Isabelle Kumar: “The US National Retail Federation has said that the agreement you have worked upon lacks, and I quote here ‘common sense’. This is particularly problematic for the US, what do you say to that?”

Phillip Jennings: “Honestly, the common sense missing here is from Glenn Murphy, the CEO of Gap, and the board of directors of Walmart. And an absence of any sense of gravitas or consequence by the National Retail Federation. They are being bullied by Walmart, bullied by Gap, and they are saying this lacks common sense. We are talking about life and death here. The common sense is about doing what we can, together, private and union with government, to improve the quality of life for the Bangladeshis. That’s common sense, but it’s also the common good.”

Isabelle Kumar: “If you are talking about life and death then, it could be argued that you’ve been quite intransigent in the negotiation process.
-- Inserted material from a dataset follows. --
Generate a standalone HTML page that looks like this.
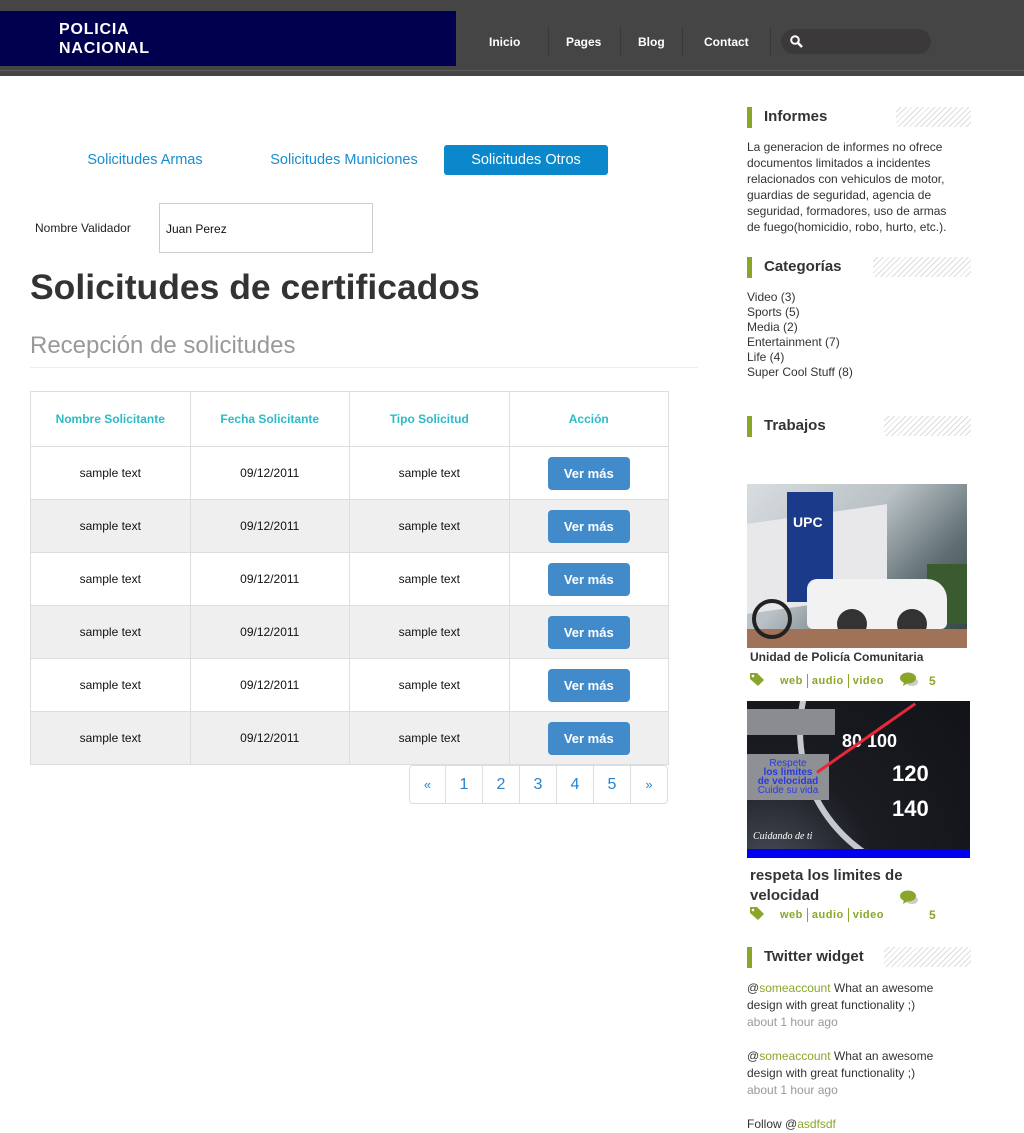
<!DOCTYPE html>
<html><head><meta charset="utf-8">
<style>
*{margin:0;padding:0;box-sizing:border-box}
body{width:1024px;height:1132px;background:#fff;font-family:"Liberation Sans",Arial,sans-serif;position:relative;overflow:hidden;color:#333}
.abs{position:absolute}
#hdr{left:0;top:0;width:1024px;height:76px;background:#454545}
#hdr .line{left:0;top:70px;width:1024px;height:1px;background:#5a5a5a}
#logo{left:0;top:11px;width:456px;height:55px;background:#00004f;color:#fff;font-weight:bold;font-size:16px;line-height:19px;padding:9px 0 0 59px;letter-spacing:0.8px}
.nav{top:35px;color:#fff;font-size:12px;font-weight:bold}
.sep{top:27px;width:1px;height:29px;background:#393939}
#search{left:781px;top:29px;width:150px;height:25px;border-radius:13px;background:#3b3939}
.tab{top:145px;height:30px;line-height:31px;font-size:14.5px;color:#1a8ccf;text-align:center}
table{position:absolute;left:30px;top:391px;border-collapse:collapse;width:639px}
td{border:1px solid #ddd;text-align:center;font-size:12px;color:#111;height:53px;width:159px}
tr.h td{height:55px;color:#2bbcc8;font-weight:bold}
tr.g td{background:#efefef}
.btn{display:inline-block;width:82px;height:33px;line-height:33px;background:#428bca;color:#fff;border-radius:4px;font-weight:bold;font-size:13px}
.pg{top:765px;height:39px;width:37px;border:1px solid #ddd;border-left:none;text-align:center;line-height:38px;color:#2a83cc;font-size:16px}
.sh{left:747px;height:21px;border-left:5px solid #8aa62a;padding-left:12px;font-weight:bold;font-size:15px;line-height:20px;color:#333}
.hatch{height:20px;background:repeating-linear-gradient(135deg,#fff 0 3px,#ddd 3px 4px)}
.side{left:747px;font-size:12px;line-height:15px;color:#333}
.tags{left:747px;font-size:11px;font-weight:bold;color:#8aa62a;letter-spacing:0.5px}
.tags span.b{display:inline-block;width:1px;height:14px;background:#8aa62a;vertical-align:middle;margin:0 4px}
.tw{left:747px;font-size:12px;line-height:17px;color:#333;width:220px}
.tw a{color:#8aa62a}
.tw .t{color:#999}
</style></head><body>
<div id="hdr" class="abs"><div class="line abs"></div></div>
<div id="logo" class="abs">POLICIA<br>NACIONAL</div>
<div class="nav abs" style="left:489px">Inicio</div>
<div class="sep abs" style="left:548px"></div>
<div class="nav abs" style="left:566px">Pages</div>
<div class="sep abs" style="left:620px"></div>
<div class="nav abs" style="left:638px">Blog</div>
<div class="sep abs" style="left:682px"></div>
<div class="nav abs" style="left:704px">Contact</div>
<div class="sep abs" style="left:770px"></div>
<div id="search" class="abs"><svg width="16" height="16" style="position:absolute;left:8px;top:5px"><circle cx="6" cy="6" r="3.8" stroke="#fff" stroke-width="2" fill="none"/><line x1="9" y1="9" x2="13" y2="13" stroke="#fff" stroke-width="2.5"/></svg></div>

<div class="tab abs" style="left:70px;width:150px">Solicitudes Armas</div>
<div class="tab abs" style="left:258px;width:172px">Solicitudes Municiones</div>
<div class="tab abs" style="left:444px;width:164px;background:#0a88cb;color:#fff;border-radius:3px">Solicitudes Otros</div>

<div class="abs" style="left:35px;top:221px;font-size:12px;color:#222">Nombre Validador</div>
<div class="abs" style="left:159px;top:203px;width:214px;height:50px;border:1px solid #ccc;font-size:12px;padding:18px 0 0 6px;color:#111">Juan Perez</div>

<div class="abs" style="left:30px;top:267px;font-size:35.5px;font-weight:bold;color:#333">Solicitudes de certificados</div>
<div class="abs" style="left:30px;top:332px;font-size:24px;color:#999">Recepción de solicitudes</div>
<div class="abs" style="left:30px;top:367px;width:668px;height:1px;background:#eee"></div>

<table>
<tr class="h"><td>Nombre Solicitante</td><td>Fecha Solicitante</td><td>Tipo Solicitud</td><td>Acción</td></tr>
<tr><td>sample text</td><td>09/12/2011</td><td>sample text</td><td><span class="btn">Ver más</span></td></tr>
<tr class="g"><td>sample text</td><td>09/12/2011</td><td>sample text</td><td><span class="btn">Ver más</span></td></tr>
<tr><td>sample text</td><td>09/12/2011</td><td>sample text</td><td><span class="btn">Ver más</span></td></tr>
<tr class="g"><td>sample text</td><td>09/12/2011</td><td>sample text</td><td><span class="btn">Ver más</span></td></tr>
<tr><td>sample text</td><td>09/12/2011</td><td>sample text</td><td><span class="btn">Ver más</span></td></tr>
<tr class="g"><td>sample text</td><td>09/12/2011</td><td>sample text</td><td><span class="btn">Ver más</span></td></tr>
</table>
<div class="pg abs" style="left:409px;border-left:1px solid #ddd;border-radius:4px 0 0 4px;font-size:13px">«</div>
<div class="pg abs" style="left:446px">1</div>
<div class="pg abs" style="left:483px">2</div>
<div class="pg abs" style="left:520px">3</div>
<div class="pg abs" style="left:557px">4</div>
<div class="pg abs" style="left:594px">5</div>
<div class="pg abs" style="left:631px;border-radius:0 4px 4px 0;font-size:13px">»</div>

<div class="sh abs" style="top:107px">Informes</div>
<div class="hatch abs" style="left:896px;top:107px;width:75px"></div>
<div class="side abs" style="top:139px;width:212px;line-height:16px">La generacion de informes no ofrece documentos limitados a incidentes relacionados con vehiculos de motor, guardias de seguridad, agencia de seguridad, formadores, uso de armas de fuego(homicidio, robo, hurto, etc.).</div>

<div class="sh abs" style="top:257px">Categorías</div>
<div class="hatch abs" style="left:873px;top:257px;width:98px"></div>
<div class="side abs" style="top:290px">Video (3)<br>Sports (5)<br>Media (2)<br>Entertainment (7)<br>Life (4)<br>Super Cool Stuff (8)</div>

<div class="sh abs" style="top:416px">Trabajos</div>
<div class="hatch abs" style="left:884px;top:416px;width:87px"></div>

<div class="abs" style="left:747px;top:484px;width:220px;height:164px;background:linear-gradient(135deg,#d8dde0 0%,#b9c1c6 40%,#5e6e72 70%,#30403f 100%);overflow:hidden">
 <div class="abs" style="left:0;top:30px;width:140px;height:90px;background:#e8e8ea;transform:skewY(-8deg)"></div>
 <div class="abs" style="left:40px;top:8px;width:46px;height:110px;background:#1c3a8a;color:#fff;font-weight:bold;font-size:14px;padding:22px 0 0 6px">UPC</div>
 <div class="abs" style="left:180px;top:80px;width:40px;height:60px;background:#3a5a30"></div>
 <div class="abs" style="left:60px;top:95px;width:140px;height:50px;background:#f2f2f2;border-radius:10px 20px 6px 6px"></div>
 <div class="abs" style="left:90px;top:125px;width:30px;height:30px;border-radius:50%;background:#333"></div>
 <div class="abs" style="left:150px;top:125px;width:30px;height:30px;border-radius:50%;background:#333"></div>
 <div class="abs" style="left:0;top:145px;width:220px;height:20px;background:#a07258"></div>
 <div class="abs" style="left:5px;top:115px;width:40px;height:40px;border-radius:50%;border:4px solid #222"></div>
</div>
<div class="abs" style="left:750px;top:650px;font-size:12px;font-weight:bold;color:#333">Unidad de Policía Comunitaria</div>
<svg class="abs" style="left:749px;top:672px" width="16" height="15"><path d="M1 1h7l7 7-6 6-8-7z" fill="#8aa62a"/><circle cx="4" cy="4" r="1.3" fill="#fff"/></svg>
<div class="tags abs" style="left:780px;top:674px">web<span class="b"></span>audio<span class="b"></span>video</div>
<svg class="abs" style="left:900px;top:672px" width="18" height="16"><ellipse cx="12" cy="10" rx="6" ry="4" fill="#ccc"/><ellipse cx="8" cy="6" rx="8" ry="5.5" fill="#8aa62a"/><path d="M4 10l-1 4 5-3z" fill="#8aa62a"/></svg>
<div class="tags abs" style="left:929px;top:674px;font-size:12px">5</div>

<div class="abs" style="left:747px;top:701px;width:223px;height:157px;background:radial-gradient(circle at 10% 110%,#4a4f5a 0%,#1a1c22 40%,#121318 100%);overflow:hidden">
 <div class="abs" style="left:50px;top:-120px;width:300px;height:300px;border-radius:50%;border:6px solid #c5c8cc"></div>
 <div class="abs" style="left:0;top:8px;width:88px;height:26px;background:#8a8c90"></div>
 <div class="abs" style="left:0;top:53px;width:82px;height:46px;background:#8f9095;color:#2a3bd6;font-size:10px;line-height:9px;text-align:center;padding-top:5px">Respete<br><b>los limites<br>de velocidad</b><br>Cuide su vida</div>
 <div class="abs" style="left:95px;top:30px;color:#fff;font-weight:bold;font-size:18px">80 100</div>
 <div class="abs" style="left:145px;top:60px;color:#fff;font-weight:bold;font-size:22px">120</div>
 <div class="abs" style="left:145px;top:95px;color:#fff;font-weight:bold;font-size:22px">140</div>
 <div class="abs" style="left:70px;top:70px;width:120px;height:3px;background:#e8283a;transform:rotate(-35deg);transform-origin:left"></div>
 <div class="abs" style="left:6px;top:130px;color:#fff;font-style:italic;font-size:10px;font-family:'Liberation Serif',serif">Cuidando de ti</div>
 <div class="abs" style="left:0;top:148px;width:223px;height:9px;background:#0000f0"></div>
</div>
<div class="abs" style="left:750px;top:866px;font-size:15px;font-weight:bold;color:#333;line-height:20px">respeta los limites de<br>velocidad</div>
<svg class="abs" style="left:900px;top:890px" width="18" height="16"><ellipse cx="12" cy="10" rx="6" ry="4" fill="#ccc"/><ellipse cx="8" cy="6" rx="8" ry="5.5" fill="#8aa62a"/><path d="M4 10l-1 4 5-3z" fill="#8aa62a"/></svg>
<svg class="abs" style="left:749px;top:906px" width="16" height="15"><path d="M1 1h7l7 7-6 6-8-7z" fill="#8aa62a"/><circle cx="4" cy="4" r="1.3" fill="#fff"/></svg>
<div class="tags abs" style="left:780px;top:908px">web<span class="b"></span>audio<span class="b"></span>video</div>
<div class="tags abs" style="left:929px;top:908px;font-size:12px">5</div>

<div class="sh abs" style="top:947px">Twitter widget</div>
<div class="hatch abs" style="left:884px;top:947px;width:87px"></div>
<div class="tw abs" style="top:980px">@<a>someaccount</a> What an awesome design with great functionality ;)<br><span class="t">about 1 hour ago</span></div>
<div class="tw abs" style="top:1048px">@<a>someaccount</a> What an awesome design with great functionality ;)<br><span class="t">about 1 hour ago</span></div>
<div class="tw abs" style="top:1116px">Follow @<a>asdfsdf</a></div>
</body></html>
Wouldn’t it have been better to get a bit of a broader coalition of retailers on board, and be more acquiescent to their demands?”

Phillip Jennings: “Isabelle, we have a broad coalition of retail brands, household names.”

Isabelle Kumar: “But the big ones, like Walmart and Gap, aren’t on board…”

Phillip Jennings: “Hang on a minute, have you seen the list of companies that have signed up for this agreement, Isabelle?”

Isabelle Kumar: “Yes, I have.”

Phillip Jennings: “Have you seen the names, do you want me to read them all out to all your listeners?”

Isabelle Kumar: “No, because we haven’t got time.”

Phillip Jennings: “Well, the thing is, I don’t want you or your listeners or viewers to get the impression that this is somehow a marginal event, that it doesn’t have a critical mass, that somehow this is a side-show. Look, the retail brands have had decades to get this right and we are no longer going to accept these voluntary agreements that are not properly enforceable. Where there is no transparency. Where all we get are vague promises, like “yes, things will improve.”

Isabelle Kumar: “We’ve only got time for one more viewer question, and that comes from the United Kingdom.”

“My name is Tessa Waite and I’m from the UK. The EU has said it will do more to improve labour standards in Bangladesh – will the pledge become reality?”

Isabelle Kumar: “So, Europe is Bangladesh’s main trading partner, and Europe has said it’s going to take appropriate action. What are you going to be doing to make sure action does take place at the EU level?”

Phillip Jennings: “Well, it sounds like cold tea to me. The European Union making a wishy-washy statement about we must do more to implement, improve labour standards in Bangladesh is not enough. I think Mr Barroso, Mr Van Rompuy, and Mr László Andor, the Social Affairs Commissioner, should say we support this agreement. We support the business community, and IndustriALL and UNI Global Union, to ensure this is applied. The European Union has to stop the race to the bottom, and what we have seen is the human tragedy and consequences of this race to the bottom, where basically these Bangladeshi workers are surviving on (the equivalent of) 38 dollars a month.”

Isabelle Kumar: “What’s your gut feeling though, do you think there will be commitment at the EU level?”

Phillip Jennings: “All I can do, and the ETUC – the European Trade Union movement – will use their best persuasive powers to ensure that this will happen in practice. And the European Union could put more favorable winds in our sails by making it clear to the retail industry – which after all is the biggest private sector employer in Europe – that the goods that they sell are being produced in fair factories, under fair and safe conditions. And that when we cross the threshold of every shop we do so as consumers with a clear conscience, that this, at the end of the day, is making the world of commerce turn, turn for business, but at the end of the day for the people who are toiling in intolerable conditions, that they will get a better life.”